AIM OF THE EXERCISE — Provide the number of lines where the word "page" occurs, and no other text.

##### SOURCE MATERIAL #####

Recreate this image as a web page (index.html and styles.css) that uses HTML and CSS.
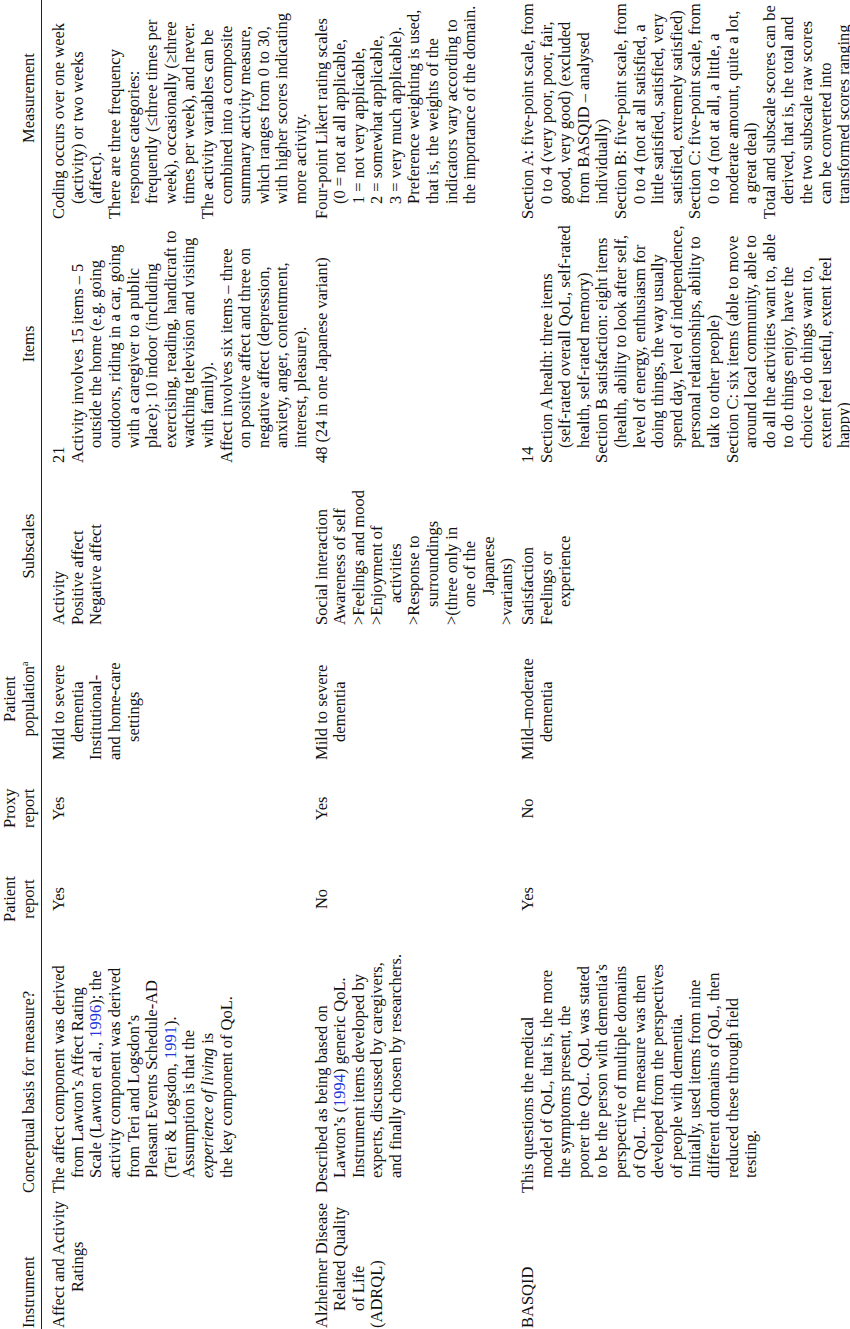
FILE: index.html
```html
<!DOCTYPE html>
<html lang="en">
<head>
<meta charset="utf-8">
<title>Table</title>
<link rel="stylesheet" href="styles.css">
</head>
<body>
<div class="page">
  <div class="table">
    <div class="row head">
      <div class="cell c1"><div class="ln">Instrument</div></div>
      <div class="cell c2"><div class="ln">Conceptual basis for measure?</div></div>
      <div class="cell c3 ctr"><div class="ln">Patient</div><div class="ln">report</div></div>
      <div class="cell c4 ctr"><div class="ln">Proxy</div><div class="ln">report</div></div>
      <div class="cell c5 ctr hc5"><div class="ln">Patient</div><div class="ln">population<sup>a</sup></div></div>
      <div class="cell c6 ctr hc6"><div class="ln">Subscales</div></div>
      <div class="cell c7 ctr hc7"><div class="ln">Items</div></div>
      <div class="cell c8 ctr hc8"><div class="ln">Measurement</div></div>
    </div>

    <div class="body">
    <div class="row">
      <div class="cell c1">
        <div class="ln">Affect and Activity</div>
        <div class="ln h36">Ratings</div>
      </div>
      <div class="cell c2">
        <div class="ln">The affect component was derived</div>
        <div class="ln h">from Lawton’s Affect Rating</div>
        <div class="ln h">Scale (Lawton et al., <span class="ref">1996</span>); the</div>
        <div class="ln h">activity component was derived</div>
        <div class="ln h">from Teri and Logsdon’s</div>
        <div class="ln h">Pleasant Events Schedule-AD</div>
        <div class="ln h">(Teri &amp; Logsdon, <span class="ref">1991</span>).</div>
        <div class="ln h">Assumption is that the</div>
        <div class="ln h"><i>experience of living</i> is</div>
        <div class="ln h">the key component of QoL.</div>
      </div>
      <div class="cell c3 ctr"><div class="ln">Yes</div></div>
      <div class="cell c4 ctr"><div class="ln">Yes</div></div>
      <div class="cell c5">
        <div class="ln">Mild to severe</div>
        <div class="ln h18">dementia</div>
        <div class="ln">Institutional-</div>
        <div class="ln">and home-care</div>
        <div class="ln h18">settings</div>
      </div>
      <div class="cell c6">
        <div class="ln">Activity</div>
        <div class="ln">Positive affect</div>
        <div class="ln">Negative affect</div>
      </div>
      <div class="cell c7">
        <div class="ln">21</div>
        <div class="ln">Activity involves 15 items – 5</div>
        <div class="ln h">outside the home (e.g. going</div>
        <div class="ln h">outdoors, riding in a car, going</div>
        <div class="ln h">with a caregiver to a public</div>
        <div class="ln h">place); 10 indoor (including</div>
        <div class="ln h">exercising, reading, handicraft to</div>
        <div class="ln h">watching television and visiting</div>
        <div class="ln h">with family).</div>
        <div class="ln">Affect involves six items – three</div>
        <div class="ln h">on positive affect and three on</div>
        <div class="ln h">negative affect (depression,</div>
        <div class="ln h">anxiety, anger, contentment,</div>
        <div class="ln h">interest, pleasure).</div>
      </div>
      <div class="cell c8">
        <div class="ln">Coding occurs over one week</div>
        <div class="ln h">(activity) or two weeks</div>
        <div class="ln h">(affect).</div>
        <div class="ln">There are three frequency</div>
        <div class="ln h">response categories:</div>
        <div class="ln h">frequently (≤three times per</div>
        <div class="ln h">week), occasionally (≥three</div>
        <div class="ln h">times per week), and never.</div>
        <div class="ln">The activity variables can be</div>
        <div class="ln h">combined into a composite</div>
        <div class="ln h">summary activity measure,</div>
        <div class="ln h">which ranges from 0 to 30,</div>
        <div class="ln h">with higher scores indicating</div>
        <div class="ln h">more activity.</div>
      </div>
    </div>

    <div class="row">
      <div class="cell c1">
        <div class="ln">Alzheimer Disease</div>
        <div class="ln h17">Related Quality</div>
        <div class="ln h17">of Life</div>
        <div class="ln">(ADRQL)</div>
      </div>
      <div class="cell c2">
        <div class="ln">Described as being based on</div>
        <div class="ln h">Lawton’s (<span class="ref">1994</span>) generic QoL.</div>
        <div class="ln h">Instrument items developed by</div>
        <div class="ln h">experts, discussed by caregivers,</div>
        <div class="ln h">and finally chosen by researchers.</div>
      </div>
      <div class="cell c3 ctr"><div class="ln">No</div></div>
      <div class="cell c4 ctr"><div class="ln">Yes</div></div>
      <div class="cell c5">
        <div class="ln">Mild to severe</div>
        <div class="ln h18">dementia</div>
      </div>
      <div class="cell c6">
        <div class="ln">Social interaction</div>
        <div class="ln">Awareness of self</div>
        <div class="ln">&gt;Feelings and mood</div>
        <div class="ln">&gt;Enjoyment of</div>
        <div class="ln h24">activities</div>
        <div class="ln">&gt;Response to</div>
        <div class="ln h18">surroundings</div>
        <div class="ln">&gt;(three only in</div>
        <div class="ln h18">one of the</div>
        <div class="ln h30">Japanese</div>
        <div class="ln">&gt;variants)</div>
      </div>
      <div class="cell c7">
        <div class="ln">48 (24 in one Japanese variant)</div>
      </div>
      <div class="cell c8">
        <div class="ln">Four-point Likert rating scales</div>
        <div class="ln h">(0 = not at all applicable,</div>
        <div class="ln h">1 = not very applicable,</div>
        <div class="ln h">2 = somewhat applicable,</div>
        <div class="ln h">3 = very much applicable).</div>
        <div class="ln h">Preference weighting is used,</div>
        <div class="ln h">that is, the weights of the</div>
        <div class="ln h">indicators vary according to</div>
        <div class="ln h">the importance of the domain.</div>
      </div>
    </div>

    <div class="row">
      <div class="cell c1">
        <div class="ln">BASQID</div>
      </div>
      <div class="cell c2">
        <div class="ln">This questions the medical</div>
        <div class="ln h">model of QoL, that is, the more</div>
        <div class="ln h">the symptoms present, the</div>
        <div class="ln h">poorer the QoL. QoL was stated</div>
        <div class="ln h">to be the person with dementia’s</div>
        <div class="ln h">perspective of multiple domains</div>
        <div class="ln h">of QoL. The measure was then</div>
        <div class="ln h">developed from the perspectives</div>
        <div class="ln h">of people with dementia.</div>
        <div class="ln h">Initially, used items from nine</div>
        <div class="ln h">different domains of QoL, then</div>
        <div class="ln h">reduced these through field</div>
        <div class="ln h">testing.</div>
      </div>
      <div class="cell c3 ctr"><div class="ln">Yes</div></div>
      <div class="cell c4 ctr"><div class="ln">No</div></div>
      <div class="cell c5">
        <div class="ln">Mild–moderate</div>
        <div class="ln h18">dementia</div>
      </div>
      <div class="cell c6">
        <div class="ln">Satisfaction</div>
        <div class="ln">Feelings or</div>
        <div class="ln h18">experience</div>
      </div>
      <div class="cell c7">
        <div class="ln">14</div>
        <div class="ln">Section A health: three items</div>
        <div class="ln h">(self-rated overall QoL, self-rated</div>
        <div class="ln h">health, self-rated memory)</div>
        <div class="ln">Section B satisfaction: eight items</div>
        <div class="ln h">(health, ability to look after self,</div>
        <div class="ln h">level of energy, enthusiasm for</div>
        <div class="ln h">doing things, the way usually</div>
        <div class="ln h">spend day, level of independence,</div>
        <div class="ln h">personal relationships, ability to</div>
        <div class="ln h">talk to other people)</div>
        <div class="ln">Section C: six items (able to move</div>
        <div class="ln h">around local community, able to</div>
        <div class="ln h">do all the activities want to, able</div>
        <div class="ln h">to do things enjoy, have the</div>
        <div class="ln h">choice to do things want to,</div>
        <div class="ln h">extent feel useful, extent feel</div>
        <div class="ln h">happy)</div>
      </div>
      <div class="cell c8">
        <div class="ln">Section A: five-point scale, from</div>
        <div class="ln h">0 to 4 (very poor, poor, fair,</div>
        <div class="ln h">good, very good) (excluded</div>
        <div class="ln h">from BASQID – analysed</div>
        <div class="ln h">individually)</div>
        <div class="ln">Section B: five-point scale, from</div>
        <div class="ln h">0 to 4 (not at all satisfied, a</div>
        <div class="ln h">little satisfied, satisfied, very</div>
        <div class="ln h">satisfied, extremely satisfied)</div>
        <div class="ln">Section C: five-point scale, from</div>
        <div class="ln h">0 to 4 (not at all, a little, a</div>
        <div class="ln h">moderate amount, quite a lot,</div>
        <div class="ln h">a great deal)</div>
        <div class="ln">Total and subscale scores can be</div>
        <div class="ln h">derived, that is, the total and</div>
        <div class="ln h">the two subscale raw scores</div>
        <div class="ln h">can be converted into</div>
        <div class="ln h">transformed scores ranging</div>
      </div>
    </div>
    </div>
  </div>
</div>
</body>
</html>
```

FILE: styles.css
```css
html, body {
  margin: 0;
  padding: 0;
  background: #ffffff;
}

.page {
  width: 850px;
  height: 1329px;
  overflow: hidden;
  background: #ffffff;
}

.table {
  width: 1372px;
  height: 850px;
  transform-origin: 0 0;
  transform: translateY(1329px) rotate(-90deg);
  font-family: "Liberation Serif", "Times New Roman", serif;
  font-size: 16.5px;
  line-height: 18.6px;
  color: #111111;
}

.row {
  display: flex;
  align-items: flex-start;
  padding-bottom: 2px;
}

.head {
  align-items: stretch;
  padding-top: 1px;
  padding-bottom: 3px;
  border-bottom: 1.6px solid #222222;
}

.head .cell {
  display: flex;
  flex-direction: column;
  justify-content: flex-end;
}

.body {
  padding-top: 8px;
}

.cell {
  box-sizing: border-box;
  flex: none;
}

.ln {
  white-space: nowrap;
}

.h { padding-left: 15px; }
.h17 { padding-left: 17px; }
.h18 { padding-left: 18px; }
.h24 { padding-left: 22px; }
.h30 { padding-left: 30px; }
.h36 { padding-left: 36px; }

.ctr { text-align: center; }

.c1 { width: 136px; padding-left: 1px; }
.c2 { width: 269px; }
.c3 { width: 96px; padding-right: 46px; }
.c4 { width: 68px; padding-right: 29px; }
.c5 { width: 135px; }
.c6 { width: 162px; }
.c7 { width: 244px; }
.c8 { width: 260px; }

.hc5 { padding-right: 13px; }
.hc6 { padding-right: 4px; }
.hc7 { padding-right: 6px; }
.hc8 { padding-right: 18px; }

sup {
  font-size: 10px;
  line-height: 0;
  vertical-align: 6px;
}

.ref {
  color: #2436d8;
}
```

#####

TASK RESPONSE — 3